# Opinions When Walking?



## Quail (Apr 6, 2016)

Hello all! I plan on getting a companion indoor pigeon that I can harness/pigeon pants train to take with me on walks, however my family seems to think this is a bad idea because the general public will be disgusted and react adversely. I don't think this would happen, however could you share with me your experience with taking your domesticate pigeons on walks and people's reactions? Thank you!


----------



## Jay3 (May 4, 2008)

Be very care doing that as people have had pet pigeons yanked right off their shoulders by hawks. They are very fast and you won't see them coming. 
Also, I think pigeons are happier with other pigeons which is normal for them, or at least with a mate. Living in a human world is harder on them. unless you were getting a non releasable pigeon that needed to be a pet for some reason.


----------



## wiggles and puddles (Sep 3, 2015)

I have two pet pigeons that have the pants or diapers, whatever you want to call them. I have had mixed reactions but for the most part people don't say anything, and I often and unabashedly say that I have indoor pet pigeons. My own family is quite judgmental, and image oriented, but for the most part, my friends and family consider my two birds a unique quirk of mine. They were rescued as babies, and I hand raised them. They just turned a year old. They are very loving, very sweet, and very affectionate. They bonded strongly with me, and are very intelligent. I don't let them go outside, even with the pants and leash, as I am concerned they could get snatched from a predator bird. However, they love to go about the house, and are easy to catch, so therefore I have had no need to use a leash to catch them. I have a few pics of them on my page, in their suit and about the house, if you want to take a look. I got my suits at avianfashions.com they have suits made specifically for pigeons that fit my two, who are very different in size, perfectly. I agree with Jay3, if you get a pet pigeon you should consider getting a mate for it as it gets older. They are happier when they have another pigeon to be with.


----------



## beatlemike (Nov 28, 2009)

Consider how many steps it would take your pigeon to go the same distance you would consider a walk. Most birds weren't created to walk long distance. That's why God give them wings. If you want a pet bird do it a favor and keep it in your house or a loft.


----------



## wiggles and puddles (Sep 3, 2015)

beatlemike said:


> Consider how many steps it would take your pigeon to go the same distance you would consider a walk.

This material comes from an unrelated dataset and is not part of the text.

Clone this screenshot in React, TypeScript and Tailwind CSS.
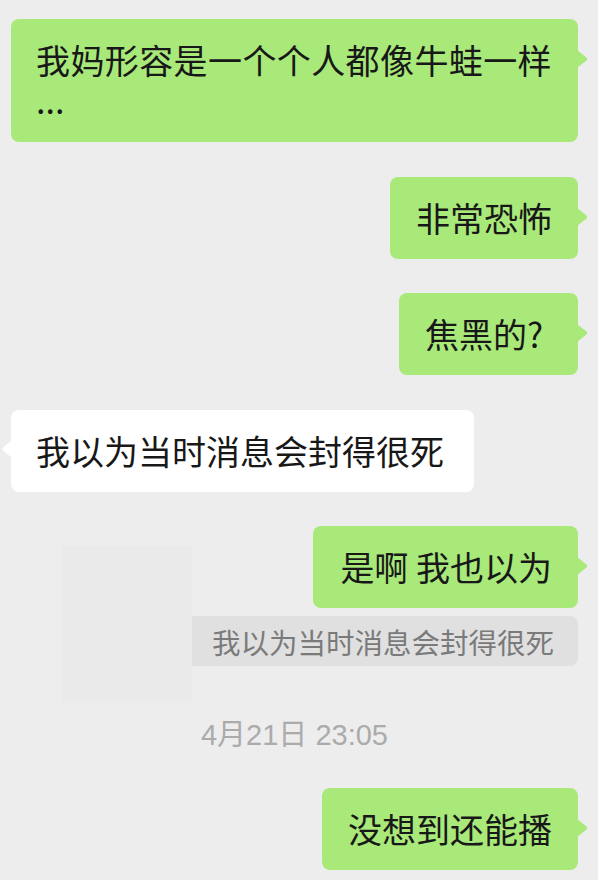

Most birds weren't created to walk long distance. That's why God give them wings. If you want a pet bird do it a favor and keep it in your house or a loft.


Most people that get the pants/diaper whatever you want to call it, that want to take their birds outside the home train their birds to sit on their shoulders while they hike, it is just so the birds get a chance to enjoy the outdoors in relative safety. I have a friend that does that with her parrot. I don't do that with my 2 pigeons because I am a bit paranoid a predator bird could see them on my shoulder and try to snatch them off.


----------



## Quail (Apr 6, 2016)

Thanks for the replies, I must not have stated what I was curious about clearly. I'm just wanting to know if people would react poorly if they were to see me in the park with a pet pigeon. I take my green cheeked conure out using an aviator harness and have never had problems with predators.


----------



## wiggles and puddles (Sep 3, 2015)

I doubt you will have problems with people making comments about you having a pet pigeon. Even if someone does say something, who cares? People make remarks about everything, from your hair to your shoes. Some people are just mean, and I have learned not to live my live in accordance to what other people think. At least I work really hard not to. I can say most people have never said anything when I said I had pet pigeons. I have seen people take pet lizards in downtown Seattle with a harness and no one gives them a second look. As far as predator birds with pigeons, you have to remember that hawks go for them all the time. They see them as a staple food source, so you would be more at risk for them thinking about going for a pigeon on your shoulder then say, your green conure. I would not let others deter you from having a pet pigeon, if that is what you want. Consider your surroundings, and safety, if you want to take it out with you, in the future.


----------



## Jay3 (May 4, 2008)

Don't understand what difference it would make. People are people. Some like all animals, and some don't like any. If you like a pet then that is all that matters. If others opinions are so important, then don't take him out. You should be proud of and happy with your pet, not uncomfortable about what others think.


----------



## JennyM (Sep 21, 2015)

I agree with the 2 previous posters, if you like your pet pigeon and want to bring him out with you, then do it  don't let other's opinions stop you from doing what makes you happy.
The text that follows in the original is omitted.